Becoming a family

It’s funny how much you and your relationships with others can change in only 9 days.

Taking part in youth exchanges is like eating an unhealthy desert. During the exchange, you’re having fun with everyone. You forget about your daily life and problems and you simply enjoy everything. You even enjoy complaining about the soup you didn’t like during Friday’s lunch with others because honestly, that’s the biggest problem you experience in these 9 days that you’re a part of this small community.

Still, just like the dessert that is over after you’re done eating it, the exchange will also end and you’ll have to say goodbye to everyone- possibly forever. The sadness and weird emotions you feel cannot be described.
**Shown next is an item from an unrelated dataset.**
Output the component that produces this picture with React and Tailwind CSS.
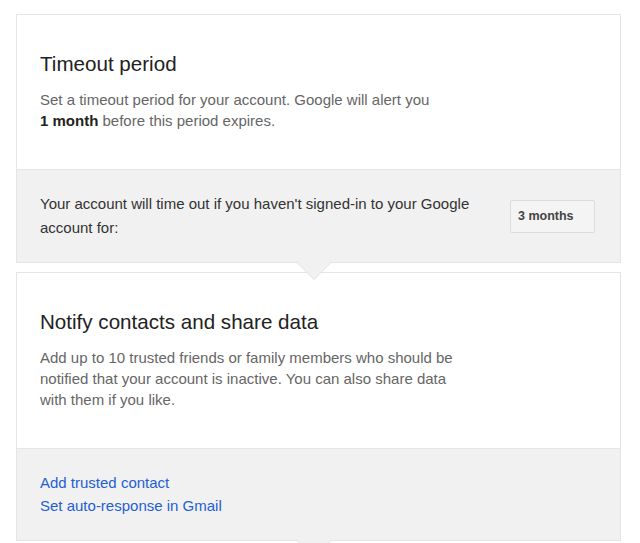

You feel like you’re leaving your home and your family forever.

Once you come back (to your actual home), everything feels different. There’s a certain uneasiness to the smallest things you do. You’re drinking water from a glass and not the bottle you bought from the airport. You’re not being woken up by the people in the kitchen in the morning. No one comes in your room asking for a hair dryer. You don’t even have to knock on the bathroom’s door before entering.

Those are little things that no one would probably choose to experience in their everyday life but they make such a difference in your life during a project.

It’s the way that we choose to adapt in a new environment full of unknown faces, the way that we make ourselves comfortable in an unfamiliar place- changing our priorities, that’s how we come closer. Without even realizing it, we start to accept everyone else around us for who they really are and we let go of all the tiny things that displease us, we’re syncing with each other.

Maybe, because it’s the everyday actions that we change so much, our emotions experience such a shock when we have to start living “normally” again. We notice that “something’s changed” far more often than in comparison to the things we would’ve noticed have changed if we just simply spent some time together.

But, what is the solution to all of this; Sadly, I have no idea, I just wanted to phrase my feelings into words (haha). I believe that we just have to accept that that’s how it is. Some memories are better than others. You might not get to experience living with the exact same people at the exact same place but, you can always visit these people in their own countries, you can still visit Slovenia and you can still go to another youth exchange! The world is full of possibilities. Just accept that these were some of the best days of your life and continue living. You never know what’s coming in the future!